The situation is further aggravated when there is herd behavior. Even when an individual’s underlying preference does not change, his or her previously unwanted actions might simply be induced by a change in his beliefs about the actions of others and about the consequences of his actions.

For instance, panicked individuals confined to a room with two equal and equidistant exits oftentimes overwhelmingly choose one exit over the other. It is especially problematic when the leading herd is a professional actor or traitor financially supported by foreign powers which are at war with the only nation in history that has emerged to superpower again without waging unjust wars on other nations. The world has already seen that the “color revolutions” only brought chaos in other nations.

Do not fall in the common narratives about how bad the future of the Hong Kong younger generation is, especially due to the ultra-high property prices in Hong Kong. In fact, Hong Kong people are exactly in the heart of the most prosperous place there is on Earth for the next 20 years — the Guangdong-Hong Kong-Macao Greater Bay Area. But youngsters should not use the exact same success measures of their parents, which often imply a pricey apartment in Hong Kong. New Yorkers will not resort to blaming high Manhattan prices all day but not moving their feet to consider cheaper and more beautiful houses in Queens and Brooklyn. There is reason to be ridiculed for not taking the new 14-minute high-speed train ride to Shenzhen from Hong Kong, which is shorter than taking the subway ride to other boroughs from Manhattan. Shenzhen and close-by Guangdong cities are beautiful with plenty of opportunities and way lower property prices. But, to tell the truth, even garbage men in the US often own large and cozy houses.

Our goals should be much nobler than that. There are very poor people suffering in the rural villages in China and also in Africa. We all should think about how to use our intelligence to improve the lives of the disadvantageous.

The fight of the youngsters in Hong Kong so far has completely defied their moral ground, at least on freedom. Arguably the most intelligent man at that time J.S. Mill wrote in the classics On Liberty: “The only freedom which deserves the name is that of pursuing our own good in our own way, so long as we do not attempt to deprive others of theirs, or impede their efforts to obtain it.”

Instead of escalating violence and blocking traffic, the Hotelling’s Model tells us that being midway attracts you the biggest group of supporters instead of calling oneself yellow or blue as in the Hong Kong riot case. It is wise now not to polarize opinions but to admit nuances in perceptions. It is wise not to compress the high dimensional nature of an incident to a single-dimensional nature of black and white.

Many Hong Kong youngsters have misunderstood US citizens. Even many Americans disagree strongly with the American politicians. The violence part of Hong Kong protesters is what an average American would hate, and a typical American cop would shoot.

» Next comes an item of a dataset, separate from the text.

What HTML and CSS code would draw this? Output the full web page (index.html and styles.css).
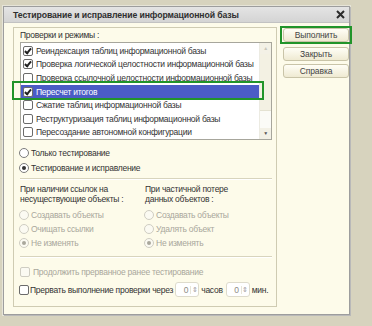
FILE: index.html
```html
<!DOCTYPE html>
<html lang="ru">
<head>
    <meta charset="UTF-8">
    <title>Тестирование и исправление информационной базы</title>
    <link rel="stylesheet" href="styles.css">
</head>
<body>
    <div class="window">
        <div class="titlebar">
            <span class="title">Тестирование и исправление информационной базы</span>
            <svg class="close" width="9" height="9" viewBox="0 0 9 9">
                <path d="M1 1 L8 8 M8 1 L1 8" stroke="#2b2b2b" stroke-width="2"/>
            </svg>
        </div>

        <div class="content">
            <!-- Основная группа -->
            <div class="group">
                <div class="caption">Проверки и режимы :</div>

                <div class="list">
                    <div class="rows">
                        <div class="row"><span class="check on"></span>Реиндексация таблиц информационной базы</div>
                        <div class="row"><span class="check on"></span>Проверка логической целостности информационной базы</div>
                        <div class="row"><span class="check"></span>Проверка ссылочной целостности информационной базы</div>
                        <div class="row selected"><span class="check on"></span>Пересчет итогов</div>
                        <div class="row"><span class="check"></span>Сжатие таблиц информационной базы</div>
                        <div class="row"><span class="check"></span>Реструктуризация таблиц информационной базы</div>
                        <div class="row"><span class="check"></span>Пересоздание автономной конфигурации</div>
                    </div>
                    <div class="scrollbar">
                        <span class="arrow up">&#9650;</span>
                        <span class="thumb"></span>
                        <span class="arrow down">&#9660;</span>
                    </div>
                    <div class="focus-frame"></div>
                </div>

                <div class="modes">
                    <div class="option"><span class="radio"></span>Только тестирование</div>
                    <div class="option"><span class="radio on"></span>Тестирование и исправление</div>
                </div>

                <div class="separator"></div>

                <div class="columns">
                    <div class="column">
                        <div class="subcaption">При наличии ссылок на<br>несуществующие объекты :</div>
                        <div class="option disabled"><span class="radio"></span>Создавать объекты</div>
                        <div class="option disabled"><span class="radio"></span>Очищать ссылки</div>
                        <div class="option disabled"><span class="radio on"></span>Не изменять</div>
                    </div>
                    <div class="column">
                        <div class="subcaption">При частичной потере<br>данных объектов :</div>
                        <div class="option disabled"><span class="radio"></span>Создавать объекты</div>
                        <div class="option disabled"><span class="radio"></span>Удалять объект</div>
                        <div class="option disabled"><span class="radio on"></span>Не изменять</div>
                    </div>
                </div>

                <div class="separator lower"></div>

                <div class="option disabled continue"><span class="check"></span>Продолжить прерванное ранее тестирование</div>
                <div class="option interrupt">
                    <span class="check"></span>Прервать выполнение проверки через
                    <span class="spin"><span class="value">0</span><span class="spin-btn">&#8661;</span></span>
                    <span class="unit">часов</span>
                    <span class="spin"><span class="value">0</span><span class="spin-btn">&#8661;</span></span>
                    <span class="unit">мин.</span>
                </div>
            </div>

            <!-- Кнопки -->
            <div class="buttons">
                <div class="default-frame"><button type="button">Выполнить</button></div>
                <button type="button">Закрыть</button>
                <button type="button">Справка</button>
            </div>
        </div>
    </div>
</body>
</html>
```

FILE: styles.css
```css
body {
    margin: 0;
    width: 372px;
    height: 326px;
    background-color: #d7d3be;
    font-family: "Liberation Sans", Arial, sans-serif;
    font-size: 8.5px;
    letter-spacing: -0.25px;
    color: #333;
    overflow: hidden;
    white-space: nowrap;
}
.window {
    margin: 6px 0 0 3px;
    width: 345px;
    height: 307px;
    background-color: #fdfbea;
    border: 1px solid #9d9d9d;
    box-shadow: 1px 1px 0 #b9b9b9, 0 0 0 1px #e6e4d8;
}
.titlebar {
    display: flex;
    align-items: center;
    justify-content: space-between;
    height: 15px;
    padding: 0 4px 0 9px;
    background: linear-gradient(#e4e4e4, #d4d4d4);
    border-bottom: 1px solid #c2c2c2;
}
.title {
    font-size: 8.7px;
    font-weight: bold;
    letter-spacing: -0.1px;
    color: #2f2f2f;
}
.close {
    display: block;
}
.content {
    display: flex;
    padding: 4px 0 0 9px;
}
.group {
    width: 258px;
    height: 278px;
    border: 1px solid #cfcbb2;
    padding: 0 4px 0 6px;
}
.caption {
    height: 14px;
    line-height: 14px;
}
.list {
    position: relative;
    display: flex;
    height: 96px;
    border: 1px solid #a7a69c;
    background-color: #fff;
}
.rows {
    flex: 1;
    padding-top: 1px;
}
.row {
    display: flex;
    align-items: center;
    height: 13.6px;
    padding-left: 2px;
}
.row.selected {
    background-color: #4b5cc6;
    color: #fff;
}
.check {
    width: 8px;
    height: 8px;
    margin-right: 3px;
    border: 1px solid #6b6b6b;
    border-radius: 2px;
    background-color: #fff;
    position: relative;
    flex: none;
}
.check.on::after {
    content: "";
    position: absolute;
    left: 2px;
    top: 0;
    width: 2px;
    height: 5px;
    border: solid #222;
    border-width: 0 2px 2px 0;
    transform: rotate(40deg);
}
.scrollbar {
    display: flex;
    flex-direction: column;
    width: 11px;
    background-color: #fbfbf7;
    border-left: 1px solid #ecebe2;
}
.arrow {
    height: 11px;
    font-size: 5px;
    line-height: 11px;
    text-align: center;
    background-color: #f3f1e6;
}
.arrow.up {
    color: #c9c7bb;
}
.arrow.down {
    color: #555;
    margin-top: auto;
}
.thumb {
    height: 56px;
    background-color: #f3f1e3;
    border-bottom: 1px solid #e4e2d2;
}
.focus-frame {
    position: absolute;
    left: -9px;
    top: 38px;
    width: 248px;
    height: 15px;
    border: 2px solid #21942a;
}
.modes {
    padding-top: 5px;
}
.option {
    display: flex;
    align-items: center;
    height: 15px;
}
.radio {
    width: 8px;
    height: 8px;
    margin-right: 2px;
    margin-left: -1px;
    border: 1px solid #7b7b7b;
    border-radius: 50%;
    background-color: #fff;
    position: relative;
    flex: none;
}
.radio.on::after {
    content: "";
    position: absolute;
    left: 2px;
    top: 2px;
    width: 4px;
    height: 4px;
    border-radius: 50%;
    background-color: #333;
}
.disabled {
    color: #a9a79c;
}
.disabled .radio,
.disabled .check {
    border-color: #cfcdc2;
    background-color: #fbfaf2;
}
.disabled .radio.on::after {
    background-color: #a9a79c;
}
.separator {
    height: 1px;
    margin: 3px 0 4px;
    background-color: #d8d4bd;
    border-bottom: 1px solid #fff;
}
.separator.lower {
    margin-top: 6px;
}
.columns {
    display: flex;
}
.column {
    width: 125px;
}
.column .option {
    height: 14px;
}
.subcaption {
    line-height: 10px;
    margin-bottom: 4px;
}
.continue {
    margin-top: 6px;
}
.interrupt {
    margin-top: 2px;
    height: 17px;
    color: #333;
}
.interrupt .check {
    margin-left: -1px;
    margin-right: 1px;
}
.spin {
    display: flex;
    align-items: center;
    width: 22px;
    height: 13px;
    margin: 0 2px 0 2px;
    border: 1px solid #dedbcc;
    border-radius: 3px;
    background-color: #fff;
    color: #8d8b84;
}
.unit + .spin {
    margin-left: 3px;
}
.value {
    flex: 1;
    text-align: right;
    padding-right: 2px;
}
.spin-btn {
    width: 7px;
    font-size: 7px;
    text-align: center;
    border-left: 1px solid #e7e5d8;
    color: #999;
}
.unit {
    color: #333;
}
.buttons {
    display: flex;
    flex-direction: column;
    gap: 3px;
    margin-left: 6px;
    padding-top: 1px;
}
.default-frame {
    border: 2px solid #21942a;
    margin: -2px -3px 0;
    padding: 0 1px;
}
button {
    width: 66px;
    height: 14px;
    padding: 0;
    font-family: inherit;
    font-size: 8.5px;
    letter-spacing: -0.1px;
    color: #444;
    background: linear-gradient(#fffef6, #efead2);
    border: 1px solid #c9c4a8;
    border-radius: 3px;
}
```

There was a “China is not an Enemy” open letter to the US president last month in The Washington Post by a group from the scholarly, foreign policy, military and business communities, overwhelmingly from the US, including a former US ambassador to China and professors from Yale, MIT and Harvard.

The letter reads: “US opposition will not prevent the continued expansion of the Chinese economy, a greater global market share for Chinese companies and an increase in China’s role in world affairs ... We do not believe Beijing is an economic enemy or an existential national security threat that must be confronted in every sphere...”

It is wise not for the elder generation to call the protesters cockroaches. Open your arms to hug them if a stranger in black scolds you with foul languages. Return with “Ameituofo” if you are a Buddhist, “Hallelujah” if you are a Christian, or simply “gong xi fa cai” if you are a Hong Kong resident. Our kids: Heal the wound now, or else the police will prosecute you because you are becoming the ones you hated most. If the Chinese mainland and Hong Kong become hell, you are contributing to it, for the above letter continues to read: “Efforts to isolate China will simply weaken those Chinese intent on developing a more humane and tolerant society.”

The crowd cannot represent you and you are the most unique and beautiful creature there is if you stay away from the crowd and turn back now.

The author is academic dean and professor of the Paris School of Business.